Postcard from Portland & The Dalles
Morning yoga, hot soaks under the stars, green carpeted hills and towering pines, nourishing rain that keeps everything blooming, Oregon is an oasis after the desert.
I am awash in a sea of green. Arriving from the deserts of California and Arizona, the Pacific Northwest is a feast for all my senses. Earthy smells, cool air, sunlit rolling hills that are nearly neon-green. And rain—the source of all that is blossoming from the soil and budding on the trees.
No surprise that Portland greets me with rain in this early spring season. I am layered up and ready, or so I think. En route from the airport to her home in The Dalles, my friend April pulls into the parking lot for a view of the majestic Multnomah Falls, a waterfall in the Columbia River Gorge, the tallest waterfall in the state of Oregon at 620 ft (189 m) in height and the most-visited recreation site in the Pacific Northwest. I consider walking over for a view but April laughs at my Florida version of a rain jacket. The waterfall is spraying a lake’s worth of water, sure to douse those who get close enough, and the downpour is steady and so without proper rain gear, April hops out to snap a photo for me. Ah well. This Florida hibiscus flower fresh from desert will need some time to acclimate to wet, lush, and chilly Oregon.
As soon as we exited Toothrock Tunnel on I-84 heading east, the heavy rain and mist that had followed us from the airport seemed to lighten. As we passed Cascade Locks all of a sudden that rain and mist disappeared and we were treated to the beautiful bright sunshine and azure skies that characterize the dryer side of the Gorge and a typically sunnier section of the Columbia River (a nod to April’s lovely description). The views of the Cascade Range along the river are spectacular. The Dalles enjoy a mild climate, with plenty of sunshine and warm, dry summers. I seem to be here during a week when the skies open and Mother Nature soaks the ground, keeping everything nice and green for the benefit of the crocuses, daffodils, and tulips, the pink magnolia and cherry blossom trees and the wedding-dress spray of the white dogwood trees.

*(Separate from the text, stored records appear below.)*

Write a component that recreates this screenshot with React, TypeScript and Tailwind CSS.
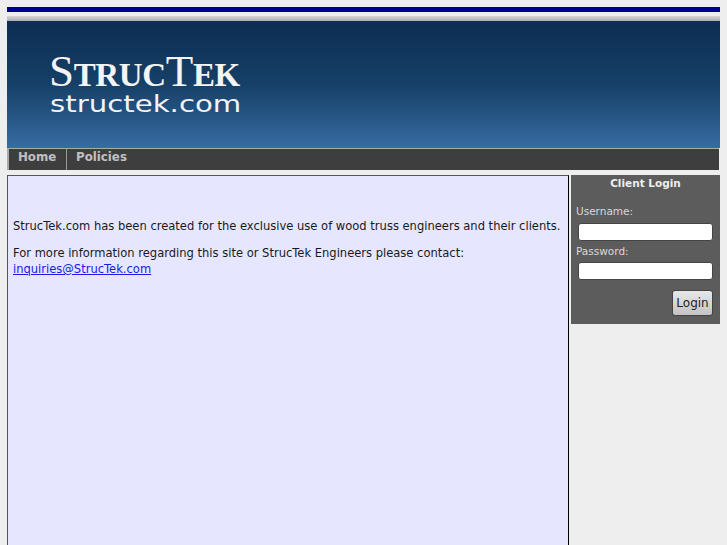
export default function App() {
  return (
    <div className="h-[545px] w-[727px] overflow-hidden bg-[#eeeeee] pt-[7px] px-[7px] font-['DejaVu_Sans',sans-serif] text-[12px]">
      {/* Top rule */}
      <div className="h-[5px] w-[713px] bg-[#000090]" />
      <div className="mt-[4px] h-[5px] w-[713px] bg-gradient-to-b from-[#d4d4dc] to-[#aeaeae]" />

      {/* Banner */}
      <div className="h-[127px] w-[713px] bg-gradient-to-b from-[#0d2d52] via-[#164068] to-[#376ca3] pl-[43px] pt-[31px] text-[#f4f4f4]">
        <div className="-ml-[1px] h-[38px] whitespace-nowrap font-['Liberation_Serif',serif] text-[33px] leading-[38px] font-bold tracking-[-0.35px]">
          <span className="text-[45px] leading-[38px] font-normal">S</span>TRUC<span className="text-[45px] leading-[38px] font-normal">T</span>EK
        </div>
        <div className="origin-left scale-x-[1.27] whitespace-nowrap text-[23px] leading-[28px]">structek.com</div>
      </div>

      {/* Nav */}
      <div className="flex h-[22px] w-[712px] border-t border-l-[2px] border-[#aaaaaa] bg-[#3e3e3e] text-[11.8px] font-bold text-[#c0c0c0]">
        <div className="h-full w-[58px] border-r border-[#9a9a9a] pl-[9px] pt-[1px] leading-[15px]">Home</div>
        <div className="pl-[9px] pt-[1px] leading-[15px]">Policies</div>
      </div>

      <div className="mt-[5px] flex items-start gap-[2px]">
        {/* Main content */}
        <div className="h-[400px] w-[562px] border border-[#000000] border-t-[#555555] border-l-[#555555] bg-[#e6e6ff] px-[5px] pt-[43px] text-[11.53px] leading-[15px] text-[#1a1a1a]">
          <p className="whitespace-nowrap">StrucTek.com has been created for the exclusive use of wood truss engineers and their clients.</p>
          <p className="mt-[12px] whitespace-nowrap">For more information regarding this site or StrucTek Engineers please contact:</p>
          <a href="#" className="mt-[1px] inline-block text-[#1a1aee] underline">inquiries@StrucTek.com</a>
        </div>

        {/* Login */}
        <div className="h-[149px] w-[149px] bg-[#5c5c5c] px-[5px] pt-[2px] text-[10.5px] text-[#d8d8d8]">
          <div className="text-center font-bold leading-[13px] text-[#eeeeee]">Client Login</div>
          <div className="mt-[15px] leading-[13px]">Username:</div>
          <input className="mt-[5px] ml-[2px] block h-[18px] w-[135px] rounded-[3px] border border-[#444444] bg-white" />
          <div className="mt-[4px] leading-[13px]">Password:</div>
          <input className="mt-[4px] ml-[2px] block h-[18px] w-[135px] rounded-[3px] border border-[#444444] bg-white" />
          <div className="mt-[10px] flex justify-end pr-[2px]">
            <button className="h-[26px] w-[41px] rounded-[3px] border border-[#444444] bg-gradient-to-b from-[#e8e8e8] to-[#c4c4c4] text-[12px] text-[#222222]">Login</button>
          </div>
        </div>
      </div>
    </div>
  );
}
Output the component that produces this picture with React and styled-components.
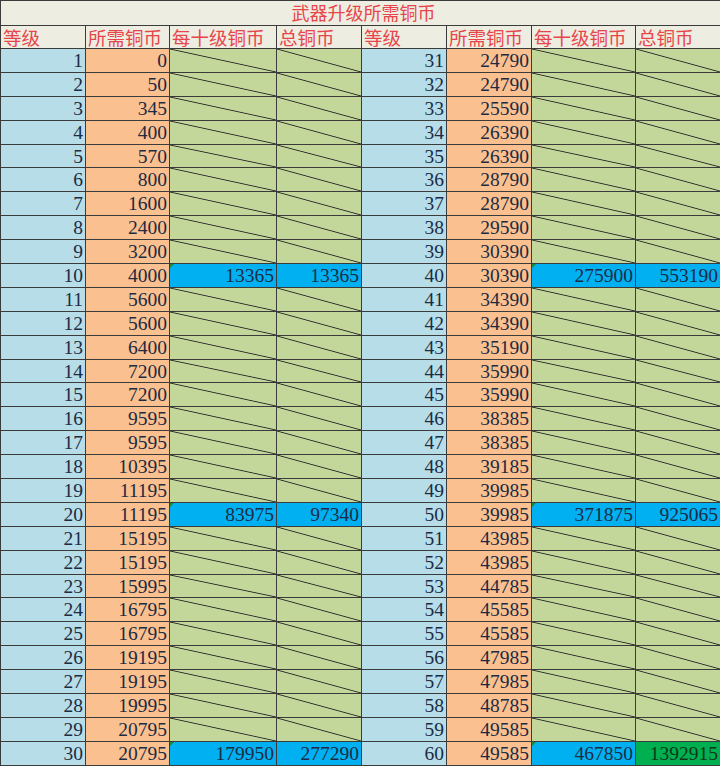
import React from "react";
import styled, { createGlobalStyle, css } from "styled-components";

const Global = createGlobalStyle`
  html, body { margin: 0; padding: 0; background: #ffffff; }
  * { box-sizing: border-box; }
`;

const LINE = "#3b3b3b";

const Sheet = styled.div`
  width: 720px;
  display: grid;
  grid-template-columns: 85px 84px 107px 85px 85px 85px 104px 85px;
  grid-template-rows: 25px 23px repeat(30, 23.9px);
  border-top: 1px solid ${LINE};
  border-left: 1px solid ${LINE};
`;

const Title = styled.div`
  grid-column: 1 / -1;
  background: #eeede2;
  border-right: 1px solid ${LINE};
  border-bottom: 1px solid ${LINE};
  color: #e8454a;
  font-family: "Noto Sans CJK SC", sans-serif;
  font-size: 18px;
  line-height: 23px;
  text-align: center;
  padding-left: 6px;
`;

const Head = styled.div`
  background: #eeede2;
  border-right: 1px solid ${LINE};
  border-bottom: 1px solid ${LINE};
  color: #e8454a;
  font-family: "Noto Sans CJK SC", sans-serif;
  font-size: 18.5px;
  line-height: 23px;
  padding-left: 2px;
  white-space: nowrap;
`;

const bgs = {
  level: "#b7dde8",
  cost: "#fac08f",
  empty: "#c4d79b",
  sum: "#00b0f0",
  grand: "#00b050",
};

const Cell = styled.div`
  position: relative;
  background: ${(p) => bgs[p.$kind]};
  border-right: 1px solid ${LINE};
  border-bottom: 1px solid ${LINE};
  color: ${(p) => (p.$kind === "grand" ? "#0e3a18" : "#1c2b44")};
  font-family: "Liberation Serif", "Times New Roman", serif;
  font-size: 19.5px;
  line-height: 23px;
  text-align: right;
  padding-right: 2px;
  white-space: nowrap;
  ${(p) =>
    p.$kind === "empty" &&
    css`
      background-image: linear-gradient(
        to top right,
        transparent calc(50% - 0.9px),
        #2a2a2a 50%,
        transparent calc(50% + 0.9px)
      );
    `}
  ${(p) =>
    p.$mark &&
    css`
      &::before {
        content: "";
        position: absolute;
        left: 0;
        top: 0;
        border-top: 4px solid #1e8a2e;
        border-right: 4px solid transparent;
      }
    `}
`;

const left = [0, 50, 345, 400, 570, 800, 1600, 2400, 3200, 4000, 5600, 5600, 6400, 7200, 7200, 9595, 9595, 10395, 11195, 11195, 15195, 15195, 15995, 16795, 16795, 19195, 19195, 19995, 20795, 20795];
const right = [24790, 24790, 25590, 26390, 26390, 28790, 28790, 29590, 30390, 30390, 34390, 34390, 35190, 35990, 35990, 38385, 38385, 39185, 39985, 39985, 43985, 43985, 44785, 45585, 45585, 47985, 47985, 48785, 49585, 49585];

const sums = {
  10: [13365, 13365],
  20: [83975, 97340],
  30: [179950, 277290],
  40: [275900, 553190],
  50: [371875, 925065],
  60: [467850, 1392915],
};

const headers = ["等级", "所需铜币", "每十级铜币", "总铜币", "等级", "所需铜币", "每十级铜币", "总铜币"];

function Group({ level, cost }) {
  const s = sums[level];
  return (
    <>
      <Cell $kind="level">{level}</Cell>
      <Cell $kind="cost">{cost}</Cell>
      {s ? (
        <>
          <Cell $kind="sum" $mark>{s[0]}</Cell>
          <Cell $kind={level === 60 ? "grand" : "sum"}>{s[1]}</Cell>
        </>
      ) : (
        <>
          <Cell $kind="empty" />
          <Cell $kind="empty" />
        </>
      )}
    </>
  );
}

export default function App() {
  return (
    <>
      <Global />
      <Sheet>
        <Title>武器升级所需铜币</Title>
        {headers.map((h, i) => (
          <Head key={i}>{h}</Head>
        ))}
        {left.map((c, i) => (
          <React.Fragment key={i}>
            <Group level={i + 1} cost={c} />
            <Group level={i + 31} cost={right[i]} />
          </React.Fragment>
        ))}
      </Sheet>
    </>
  );
}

I learn from the Oregon Encyclopedia that the Dalles is one of the oldest permanently occupied places in Oregon, significant to Native people for over ten millennia and to Euro-American settlers since the 1830s. The city, the largest in Wasco County, is located on a bend of the Columbia River at the east end of the Columbia River Gorge National Scenic Area. As I help April forage miner’s lettuce on a nearby street, I gain an appreciation for the bounty of the land that the original settlers enjoyed. In downtown Dalles, we pass an iconic building, the Sunshine Mills, now the home of Quenett and Copa Di Vino wineries owned and operated by James and Molli Martin, both from The Dalles. They introduced to the States the concept of Copa Di Vino, or "Wine by the Glass", after a journey through Provence on a bullet train. And if you’re in town, stop by Shannon’s Ice Cream for yummy homemade ice cream and quirky art.
This final week of what I am now calling Amy’s March Madness Month (the best kind of madness, the traveling kind) has been an oasis of calm, serenity and connection.